Blondshell – ‘Blondshell’ review: raw rock anthems amongst the year’s best

Urgent, funny and fearless, the LA artist's debut album sees her imbue her rage with wit and fierce ambition

Some albums devastate you with subtlety, and others bust your lip – Blondshell’s superb debut album is certainly the latter. There’s no lack of the lighter stuff currently – just look at Boygenius and Gracie Abrams’ seriously impressive releases – but seldom do they use rage and despair, pointed inwards or outwards, to make the point. It’s what makes this LA rocker’s debut so memorable, potent and enjoyable.

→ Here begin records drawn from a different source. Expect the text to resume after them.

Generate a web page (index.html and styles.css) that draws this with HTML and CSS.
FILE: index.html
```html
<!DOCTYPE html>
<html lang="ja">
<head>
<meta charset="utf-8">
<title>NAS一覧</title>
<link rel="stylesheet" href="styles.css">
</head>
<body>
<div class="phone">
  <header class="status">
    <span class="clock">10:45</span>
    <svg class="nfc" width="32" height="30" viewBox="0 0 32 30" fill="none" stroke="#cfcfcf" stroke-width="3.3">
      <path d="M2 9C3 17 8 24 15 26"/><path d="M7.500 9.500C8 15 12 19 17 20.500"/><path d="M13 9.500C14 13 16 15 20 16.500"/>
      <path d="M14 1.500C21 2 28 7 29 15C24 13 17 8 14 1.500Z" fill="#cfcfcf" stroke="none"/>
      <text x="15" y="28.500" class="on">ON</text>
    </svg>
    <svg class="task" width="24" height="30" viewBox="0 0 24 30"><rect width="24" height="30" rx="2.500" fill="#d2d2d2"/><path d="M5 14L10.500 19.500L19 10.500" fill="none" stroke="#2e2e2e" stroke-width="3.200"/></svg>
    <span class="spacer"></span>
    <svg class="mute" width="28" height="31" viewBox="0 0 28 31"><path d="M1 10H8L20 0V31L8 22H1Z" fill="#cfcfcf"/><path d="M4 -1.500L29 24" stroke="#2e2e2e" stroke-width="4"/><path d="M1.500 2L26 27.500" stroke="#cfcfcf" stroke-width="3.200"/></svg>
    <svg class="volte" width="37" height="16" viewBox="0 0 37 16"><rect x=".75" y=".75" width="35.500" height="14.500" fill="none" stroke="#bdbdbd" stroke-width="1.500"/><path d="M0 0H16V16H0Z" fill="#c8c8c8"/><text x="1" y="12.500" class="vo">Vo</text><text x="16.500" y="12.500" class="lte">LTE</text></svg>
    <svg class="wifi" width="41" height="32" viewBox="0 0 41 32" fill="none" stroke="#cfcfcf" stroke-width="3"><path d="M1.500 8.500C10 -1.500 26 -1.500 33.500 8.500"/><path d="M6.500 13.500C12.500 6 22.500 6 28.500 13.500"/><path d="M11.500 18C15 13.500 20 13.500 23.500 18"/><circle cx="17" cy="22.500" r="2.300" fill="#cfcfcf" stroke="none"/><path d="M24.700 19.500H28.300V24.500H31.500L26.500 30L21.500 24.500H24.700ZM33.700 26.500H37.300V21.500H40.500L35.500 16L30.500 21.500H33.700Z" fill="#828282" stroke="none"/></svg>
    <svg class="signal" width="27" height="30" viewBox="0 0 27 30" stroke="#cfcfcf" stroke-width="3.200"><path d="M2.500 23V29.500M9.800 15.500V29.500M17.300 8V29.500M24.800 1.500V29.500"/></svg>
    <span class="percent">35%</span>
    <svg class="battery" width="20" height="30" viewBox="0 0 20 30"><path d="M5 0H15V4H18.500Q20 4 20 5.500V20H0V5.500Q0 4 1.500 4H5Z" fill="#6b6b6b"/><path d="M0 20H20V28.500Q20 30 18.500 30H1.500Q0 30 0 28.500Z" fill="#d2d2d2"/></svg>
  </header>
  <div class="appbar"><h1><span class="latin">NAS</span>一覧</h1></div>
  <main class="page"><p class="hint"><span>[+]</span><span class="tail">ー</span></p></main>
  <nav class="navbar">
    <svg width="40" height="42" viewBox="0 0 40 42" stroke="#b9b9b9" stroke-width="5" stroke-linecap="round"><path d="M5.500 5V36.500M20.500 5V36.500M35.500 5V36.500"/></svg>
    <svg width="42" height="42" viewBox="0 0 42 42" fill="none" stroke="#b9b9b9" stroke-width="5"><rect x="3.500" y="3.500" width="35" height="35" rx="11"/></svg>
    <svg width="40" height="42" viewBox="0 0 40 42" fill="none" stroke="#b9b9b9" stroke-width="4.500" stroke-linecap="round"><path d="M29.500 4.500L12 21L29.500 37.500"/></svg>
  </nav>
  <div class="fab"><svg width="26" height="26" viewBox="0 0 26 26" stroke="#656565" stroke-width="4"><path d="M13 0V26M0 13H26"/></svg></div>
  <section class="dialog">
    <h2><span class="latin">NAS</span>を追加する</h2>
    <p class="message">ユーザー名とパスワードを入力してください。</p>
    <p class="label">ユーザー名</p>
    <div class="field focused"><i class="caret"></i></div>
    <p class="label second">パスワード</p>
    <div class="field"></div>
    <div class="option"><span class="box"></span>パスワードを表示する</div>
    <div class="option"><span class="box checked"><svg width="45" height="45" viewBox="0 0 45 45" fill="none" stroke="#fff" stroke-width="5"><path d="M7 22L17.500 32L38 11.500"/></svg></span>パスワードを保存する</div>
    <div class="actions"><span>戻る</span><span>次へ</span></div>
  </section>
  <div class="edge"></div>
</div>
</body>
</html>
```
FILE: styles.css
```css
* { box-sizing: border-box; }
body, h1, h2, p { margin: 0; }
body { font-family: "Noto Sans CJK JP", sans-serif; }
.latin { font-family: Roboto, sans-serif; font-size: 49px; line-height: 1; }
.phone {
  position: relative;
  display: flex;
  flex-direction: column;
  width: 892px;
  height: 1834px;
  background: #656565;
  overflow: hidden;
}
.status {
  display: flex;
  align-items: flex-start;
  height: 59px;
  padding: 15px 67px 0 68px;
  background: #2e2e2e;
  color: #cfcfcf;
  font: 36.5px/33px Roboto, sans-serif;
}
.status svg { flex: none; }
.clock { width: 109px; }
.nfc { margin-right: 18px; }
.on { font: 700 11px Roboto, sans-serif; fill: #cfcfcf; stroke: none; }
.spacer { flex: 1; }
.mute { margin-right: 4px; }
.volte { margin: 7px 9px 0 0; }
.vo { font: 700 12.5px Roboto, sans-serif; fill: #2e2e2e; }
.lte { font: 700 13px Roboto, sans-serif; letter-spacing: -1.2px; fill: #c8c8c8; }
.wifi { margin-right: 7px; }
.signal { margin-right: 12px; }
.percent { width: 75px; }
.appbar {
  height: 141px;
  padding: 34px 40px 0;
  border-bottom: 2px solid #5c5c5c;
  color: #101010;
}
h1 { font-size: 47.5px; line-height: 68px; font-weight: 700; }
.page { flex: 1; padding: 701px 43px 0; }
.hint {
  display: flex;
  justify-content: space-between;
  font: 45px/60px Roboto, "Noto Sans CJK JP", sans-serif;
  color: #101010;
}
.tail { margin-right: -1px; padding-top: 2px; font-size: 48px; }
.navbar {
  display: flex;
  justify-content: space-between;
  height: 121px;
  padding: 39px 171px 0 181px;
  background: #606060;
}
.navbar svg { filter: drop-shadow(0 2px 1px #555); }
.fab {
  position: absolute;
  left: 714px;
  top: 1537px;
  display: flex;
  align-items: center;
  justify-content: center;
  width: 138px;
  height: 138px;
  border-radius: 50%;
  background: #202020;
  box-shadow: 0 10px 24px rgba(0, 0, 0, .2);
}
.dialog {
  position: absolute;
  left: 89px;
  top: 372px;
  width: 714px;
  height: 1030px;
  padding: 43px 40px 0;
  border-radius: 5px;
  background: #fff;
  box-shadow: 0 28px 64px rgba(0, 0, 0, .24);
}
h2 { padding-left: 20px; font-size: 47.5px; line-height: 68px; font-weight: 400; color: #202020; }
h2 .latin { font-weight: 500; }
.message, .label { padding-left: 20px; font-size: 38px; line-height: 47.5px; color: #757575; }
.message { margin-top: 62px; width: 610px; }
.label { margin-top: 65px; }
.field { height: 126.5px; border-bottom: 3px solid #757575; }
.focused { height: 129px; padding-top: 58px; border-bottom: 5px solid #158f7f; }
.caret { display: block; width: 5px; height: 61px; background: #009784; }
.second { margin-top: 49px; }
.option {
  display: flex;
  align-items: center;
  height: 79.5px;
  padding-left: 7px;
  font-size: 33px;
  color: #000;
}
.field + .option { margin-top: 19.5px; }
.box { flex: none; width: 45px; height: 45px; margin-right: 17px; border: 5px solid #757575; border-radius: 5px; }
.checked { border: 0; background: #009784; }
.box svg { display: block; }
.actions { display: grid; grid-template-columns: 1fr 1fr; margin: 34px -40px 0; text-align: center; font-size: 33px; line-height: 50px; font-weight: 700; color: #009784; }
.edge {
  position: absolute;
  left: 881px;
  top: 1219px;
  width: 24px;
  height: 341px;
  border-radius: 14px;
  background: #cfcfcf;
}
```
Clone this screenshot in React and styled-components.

Sabrina Teitelbaum, currently based in LA, began her recording career writing and releasing on-trend pop, a world away from her childhood loves of The Rolling Stones and The National. That period would spawn a mildly successful single in 2020’s ‘Fuckboy’, a dramatic, if anonymous, track that would eventually get lost in the scrap for attention on streaming services. Change would come when Teitelbaum began writing songs just for herself and not with the expectation to release them, alongside a decision to go sober in early 2020. Radical honesty – and wit – would now prevail and shine in every song, alongside a rawer, more familiar sonic palette for Teitelbaum to pull from.

‘Veronica Mars’, which sports a chugging guitar riff alongside sly reflections on the Kristen Bell-starring 2004 TV drama and teenage media consumption, tells us that “Logan’s a dick, I’m learning that’s hot”. On ‘Joiner’, amidst substance misuse and self-harm, humour finds a place next to the sincerity: “I think you watched way too much HBO growing up”, she says with a wry grin. Even on ‘Sepsis’, Teitelbaum willingly puts herself at the butt of the joke: “I’m going back to him, I know my therapist’s pissed / We both know he’s a dick, at least it’s the obvious kind”. This is a record stuffed with barbed and memorable one-liners.


In accompanying liner notes, Teitelbaum likens the big riffs on ‘Blondshell’ as a “protective shell” for the fragile vulnerability in her writing. It does the textures something of a disservice – the production is perfectly attuned to what the song needs, not there to shield it from scrutiny. Indeed, ‘Olympus’ could have been a minimalist ballad, but the measured production encourages the song forward, its subtle solo leaving a lasting imprint. ‘Joiner’ has a radio-friendly pace that feeds the chaos within, while the ferocity of  ‘Sepsis’s chorus is as frustrated and angst-ridden as the truths she spills about a doomed relationship: “It should take a whole lot less to turn me off”, she roars.

‘Blondshell’, then, is a complete triumph in several ways. Rarely do emerging artists receive the benefit of the doubt to change tack, recalibrate their sound and allow their lived experiences to develop and find their way into the music. Too often is that creator pigeonholed or, worse, written off – and such could have been the case for Teitelbaum. Instead, we have one of the alternative rock albums of the year, and one to treasure tightly for quite some time.